What are you struggling with in your job? In your business? To get to the core of the issue and find a solution, keep asking yourself “Why?” (and “What?”). Mincu shared this example for an independent attorney who was regularly behind on invoicing:

“Why didn’t I invoice the client at the end of the month? I forgot. Why did I forget? There was no reminder in my calendar. Why not put recurring reminders in the calendar? I’ll probably be too busy and ignore them, and then forget about them. What would make you be sure to get the invoicing done? Carve out a block of time in the calendar to do it (or delegate this task to an assistant.) What would make it faster and easier to do the invoicing? If I didn’t have to search all over for the information to determine how much to charge. Why don’t you keep the information in one folder for the client?”

Think super simple.

“Most adults with ADHD start with long, very complicated routines,” Rayburn said. Which is why she stressed the importance of simplifying. That is, she suggested starting with just three steps: get to the office, check your calendar and write a task list. Try to postpone activities that easily become distractions, such as checking email and researching online, she said.

Care for your brain.

At a minimum, Rayburn said, caring for your brain includes sleep, a brain-healthy diet and exercise. “Ignore these and the best tools and structures in the world won’t make a difference.”

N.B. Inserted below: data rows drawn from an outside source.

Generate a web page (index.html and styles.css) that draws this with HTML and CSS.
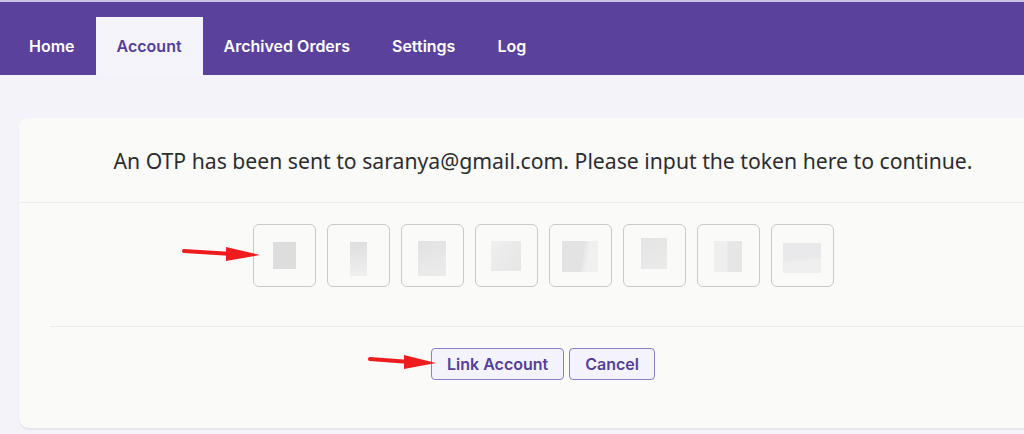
FILE: index.html
```html
<!DOCTYPE html>
<html>
<head>
<meta charset="utf-8">
<link rel="stylesheet" href="styles.css">
</head>
<body>
<nav class="nav">
  <a class="tab">Home</a>
  <a class="tab active">Account</a>
  <a class="tab">Archived Orders</a>
  <a class="tab">Settings</a>
  <a class="tab">Log</a>
</nav>
<main class="main">
  <section class="card">
    <header class="card-head">An OTP has been sent to saranya@gmail.com. Please input the token here to continue.</header>
    <div class="otp-row">
      <div class="otp"><span class="blot b1"></span></div>
      <div class="otp"><span class="blot b2"></span></div>
      <div class="otp"><span class="blot b3"></span></div>
      <div class="otp"><span class="blot b4"></span></div>
      <div class="otp"><span class="blot b5"></span></div>
      <div class="otp"><span class="blot b6"></span></div>
      <div class="otp"><span class="blot b7"></span></div>
      <div class="otp"><span class="blot b8"></span></div>
    </div>
    <div class="card-foot">
      <button class="btn">Link Account</button>
      <button class="btn">Cancel</button>
    </div>
  </section>
</main>
<svg class="arrow arrow-1" width="80" height="16" viewBox="0 0 80 16">
  <path d="M2 5 L50 8" stroke="#ee1c1c" stroke-width="4" stroke-linecap="round"/>
  <path d="M44 1 L78 9 L44 15 Z" fill="#ee1c1c"/>
</svg>
<svg class="arrow arrow-2" width="70" height="16" viewBox="0 0 70 16">
  <path d="M2 5 L42 8" stroke="#ee1c1c" stroke-width="4" stroke-linecap="round"/>
  <path d="M36 1 L68 9 L36 15 Z" fill="#ee1c1c"/>
</svg>
</body>
</html>
```
FILE: styles.css
```css
html, body {
  margin: 0;
  padding: 0;
  overflow: hidden;
  background: #f4f3f9;
  width: 1024px;
  height: 434px;
}
body {
  position: relative;
  font-family: Inter, "Noto Sans", sans-serif;
}
.nav {
  display: flex;
  align-items: flex-end;
  height: 73px;
  border-top: 2px solid #c9c1e2;
  background: #5a419b;
  padding-left: 8px;
}
.tab {
  display: flex;
  align-items: center;
  height: 58px;
  padding: 0 21px;
  color: #ffffff;
  font-size: 16px;
  font-weight: 600;
}
.tab.active {
  background: #f5f4fa;
  color: #553f98;
}
.main {
  padding: 43px 0 0 19px;
}
.card {
  width: 1048px;
  background: #fafaf9;
  border-radius: 10px;
  box-shadow: 0 2px 2px rgba(0,0,0,0.06);
}
.card-head {
  height: 84px;
  display: flex;
  align-items: center;
  justify-content: center;
  border-bottom: 1px solid #ececec;
  font-family: "Noto Sans", sans-serif;
  font-size: 21.2px;
  color: #2d2d2d;
}
.otp-row {
  display: flex;
  justify-content: center;
  gap: 11px;
  margin: 0 31px;
  padding: 21px 0 39px;
  border-bottom: 1px solid #ececec;
}
.otp {
  width: 61px;
  height: 61px;
  border: 1px solid #c9c9cc;
  border-radius: 6px;
  display: flex;
  align-items: center;
  justify-content: center;
}
.blot { display: block; }
.b1 { width: 23px; height: 27px; background: #dcdddc; margin-top: 0; }
.b2 { width: 17px; height: 34px; background: linear-gradient(180deg, #dedede, #efefef); margin-top: 6px; }
.b3 { width: 28px; height: 35px; background: linear-gradient(160deg, #e2e2e2, #ececec); margin-top: 6px; }
.b4 { width: 30px; height: 30px; background: linear-gradient(120deg, #efefef, #e6e6e6); margin-top: 0; }
.b5 { width: 36px; height: 31px; background: linear-gradient(100deg, #e3e3e3 55%, #f0f0f0 70%); margin-top: 2px; }
.b6 { width: 26px; height: 31px; background: linear-gradient(150deg, #e4e4e4, #ebebeb); margin-top: -4px; }
.b7 { width: 28px; height: 31px; background: linear-gradient(90deg, #efefef 45%, #e6e6e6 50%); margin-top: 2px; }
.b8 { width: 38px; height: 30px; background: linear-gradient(175deg, #e9e9eb 50%, #efefef 60%); margin-top: 4px; }
.card-foot {
  display: flex;
  justify-content: center;
  gap: 5px;
  padding: 21px 0 48px;
}
.btn {
  height: 32px;
  padding: 0 15px;
  border: 1px solid #8c7dc6;
  border-radius: 4px;
  background: #f4f3fb;
  color: #553f98;
  font-family: Inter, sans-serif;
  font-size: 16px;
  font-weight: 600;
}
.arrow { position: absolute; }
.arrow-1 { left: 182px; top: 246px; }
.arrow-2 { left: 368px; top: 354px; }
```
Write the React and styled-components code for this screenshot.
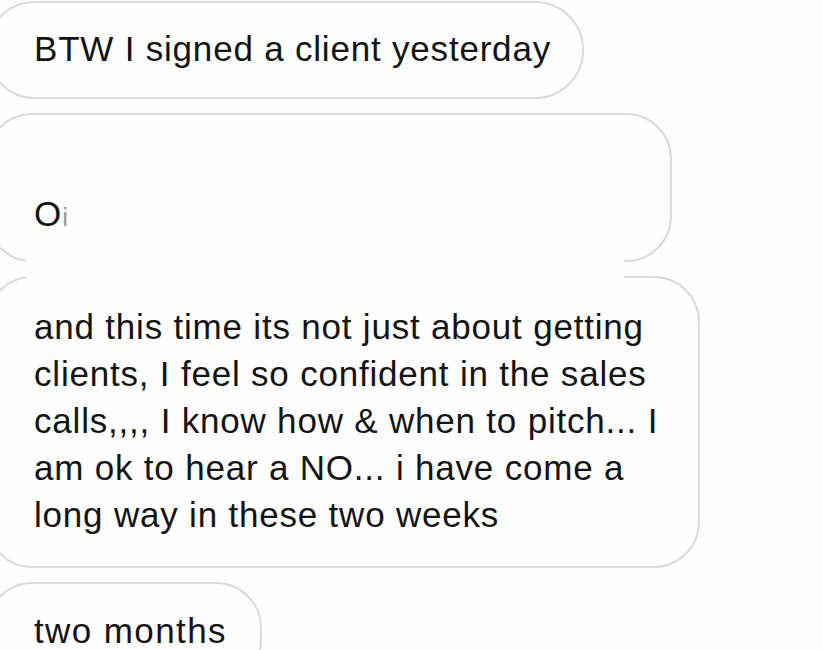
import React from "react"
import styled, { createGlobalStyle } from "styled-components"

const GlobalStyle = createGlobalStyle`
  html, body {
    margin: 0;
    padding: 0;
    background: #fdfdfd;
  }
`

const Page = styled.div`
  width: 822px;
  height: 650px;
  overflow: hidden;
  background: #fdfdfd;
  font-family: "Liberation Sans", Arial, sans-serif;
  color: #141414;
`

const Thread = styled.div`
  position: relative;
  display: flex;
  flex-direction: column;
  align-items: flex-start;
  gap: 14px;
  margin-left: -14px;
  padding-top: 1px;
`

const Bubble = styled.div`
  box-sizing: border-box;
  width: ${({ w }) => w}px;
  padding: ${({ pt }) => pt}px 6px ${({ pb }) => pb}px 46px;
  border: 2px solid #dadada;
  border-radius: ${({ r }) => r || 46}px;
  background: #fefefe;
  font-size: 35px;
  line-height: 47px;
  letter-spacing: ${({ tracking }) => tracking}px;
  white-space: nowrap;
`

const Faded = styled.span`
  color: #9a9a9a;
  font-size: 26px;
`

// the screenshot has the seam between two bubbles wiped out
const Seam = styled.div`
  position: absolute;
  left: 40px;
  top: 254px;
  width: 598px;
  height: 24px;
  background: #fdfdfd;
`

const App = () => (
  <Page>
    <GlobalStyle />
    <Thread>
      <Bubble w={598} pt={22} pb={25} r={50} tracking={0.8}>
        BTW I signed a client yesterday
      </Bubble>
      <Bubble w={686} pt={75} pb={19} tracking={1}>
        O<Faded>i</Faded>
      </Bubble>
      <Bubble w={714} pt={25} pb={28} tracking={0.8}>
        and this time its not just about getting
        <br />
        clients, I feel so confident in the sales
        <br />
        calls,,,, I know how &amp; when to pitch... I
        <br />
        am ok to hear a NO... i have come a
        <br />
        long way in these two weeks
      </Bubble>
      <Bubble w={276} pt={23} pb={31} tracking={1.4}>
        two months
      </Bubble>
      <Seam />
    </Thread>
  </Page>
)

export default App
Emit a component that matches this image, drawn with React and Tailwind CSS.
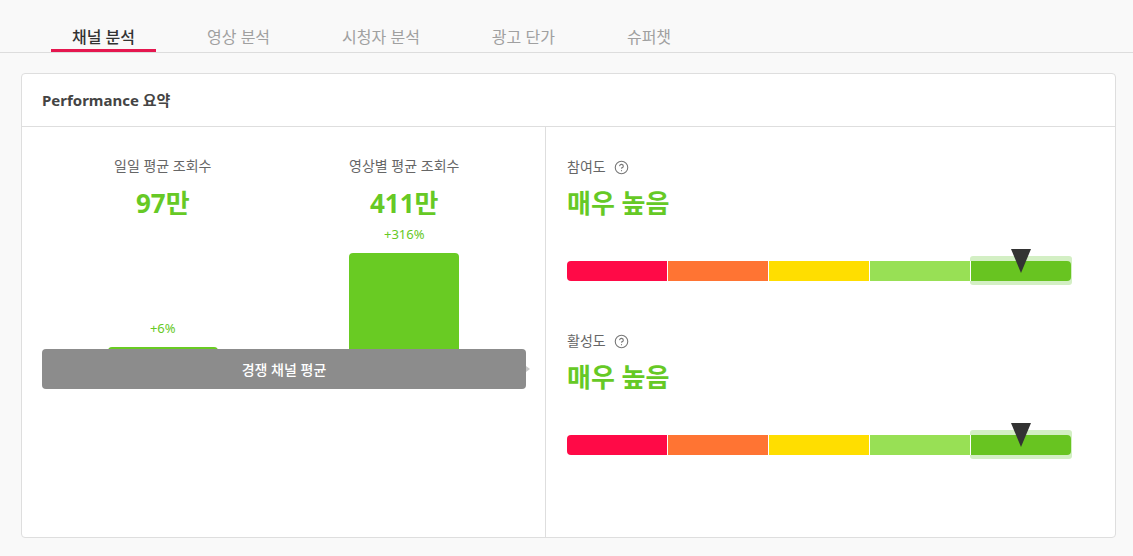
import { CircleHelp } from 'lucide-react';

const tabs = ['채널 분석', '영상 분석', '시청자 분석', '광고 단가', '슈퍼챗'];

const metrics = [
  { label: '일일 평균 조회수', value: '97만', diff: '+6%', bar: 42 },
  { label: '영상별 평균 조회수', value: '411만', diff: '+316%', bar: 136 },
];

const segments = ['#ff0a47', '#ff7433', '#ffde00', '#98e055', '#68c421'];

function Gauge({ level }) {
  // level: 0..4, marker sits over the middle of that segment
  return (
    <div className="relative mt-[41px] flex h-5 w-[504px]">
      <div
        className="absolute -top-[5px] -bottom-[4px] -right-px z-0 rounded-[3px] bg-[#d3efc4]"
        style={{ left: `${level * 20}%` }}
      />
      {segments.map((c, i) => (
        <div
          key={c}
          className={`relative z-10 h-5 flex-1 ${i > 0 ? 'border-l border-white' : ''} ${
            i === 0 ? 'rounded-l-[4px]' : ''
          } ${i === segments.length - 1 ? 'rounded-r-[4px]' : ''}`}
          style={{ background: c }}
        />
      ))}
      <svg
        className="absolute -top-[12px] z-20 -ml-[10px]"
        style={{ left: `${level * 20 + 10}%` }}
        width="20"
        height="24"
        viewBox="0 0 20 24"
      >
        <polygon points="0,0 20,0 10,24" fill="#333333" />
      </svg>
    </div>
  );
}

function Score({ label, value, level, first }) {
  return (
    <div className={first ? '' : 'mt-[50px]'}>
      <div className="flex items-center gap-2 text-[14px] leading-5 text-[#666]">
        <span>{label}</span>
        <CircleHelp size={15} strokeWidth={1.75} className="text-[#777]" />
      </div>
      <div className="mt-[9px] text-[26px] font-bold leading-[34px] text-[#66c925]">{value}</div>
      <Gauge level={level} />
    </div>
  );
}

export default function App() {
  return (
    <div
      className="min-h-[556px] bg-[#f9f9f9] pb-5"
      style={{ fontFamily: '"Noto Sans", "Noto Sans CJK KR", sans-serif' }}
    >
      {/* Tabs */}
      <div className="flex gap-[30px] border-b border-[#dddddd] pl-[51px] pt-[25px]">
        {tabs.map((t, i) => (
          <div
            key={t}
            className={`border-b-[3px] px-[21px] text-[16px] leading-6 ${
              i === 0 ? 'border-[#e5174f] font-medium text-[#333]' : 'border-transparent text-[#a0a0a0]'
            }`}
          >
            {t}
          </div>
        ))}
      </div>

      {/* Card */}
      <div className="ml-[21px] mt-[20px] h-[465px] w-[1095px] rounded-[4px] border border-[#dedede] bg-white">
        <div className="flex h-[53px] items-center border-b border-[#dedede] px-[20px] text-[15px] font-bold text-[#444]">
          Performance 요약
        </div>
        <div className="flex h-[410px]">
          {/* Left: views */}
          <div className="relative w-[524px] border-r border-[#dedede] px-[20px] pt-[29px]">
            <div className="grid grid-cols-2">
              {metrics.map((m) => (
                <div key={m.label} className="flex flex-col items-center">
                  <div className="text-[14px] leading-5 text-[#666]">{m.label}</div>
                  <div className="mt-[10px] text-[26px] font-bold leading-[34px] text-[#66c925]">{m.value}</div>
                  <div className="flex h-[169px] flex-col items-center justify-end">
                    <div className="mb-[10px] text-[13px] leading-[18px] text-[#66c925]">{m.diff}</div>
                    <div className="w-[110px] rounded-t-[4px] bg-[#69cb23]" style={{ height: m.bar }} />
                  </div>
                </div>
              ))}
            </div>
            {/* Hover tooltip */}
            <div className="absolute left-[20px] right-[19px] top-[222px] flex h-10 items-center justify-center rounded-[4px] bg-[#8c8c8c] text-[14px] font-medium text-white">
              경쟁 채널 평균
              <div className="absolute -right-[4px] top-1/2 -mt-[3px] h-0 w-0 border-y-[3px] border-l-[4px] border-y-transparent border-l-[#c8c8c8]" />
            </div>
          </div>

          {/* Right: scores */}
          <div className="flex-1 pl-[21px] pt-[30px]">
            <Score first label="참여도" value="매우 높음" level={4} />
            <Score label="활성도" value="매우 높음" level={4} />
          </div>
        </div>
      </div>
    </div>
  );
}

A brain-healthy diet consists of: protein, such as meat, eggs and cottage cheese; complex carbs, such as whole grains and brown rice; and plant-based sources of fat, such as avocado and olive oil. It also includes avoiding sugary sweets, soda and foods with artificial ingredients or dyes, she said. (Rayburn shares more specifics in this piece on her site.) When it comes to exercise, be sure to pick physical activities that you genuinely enjoy. Getting enough sleep usually isn’t easy for adults with ADHD. These tips can help.

Structure is a challenge for adults with ADHD, and it’s something you tend to eschew. But as Rayburn said, structure is the “scaffolding that holds an ADHD life together.” Thankfully, you can create structure on your own terms — with routines, habits and systems based on your body clock and preferences.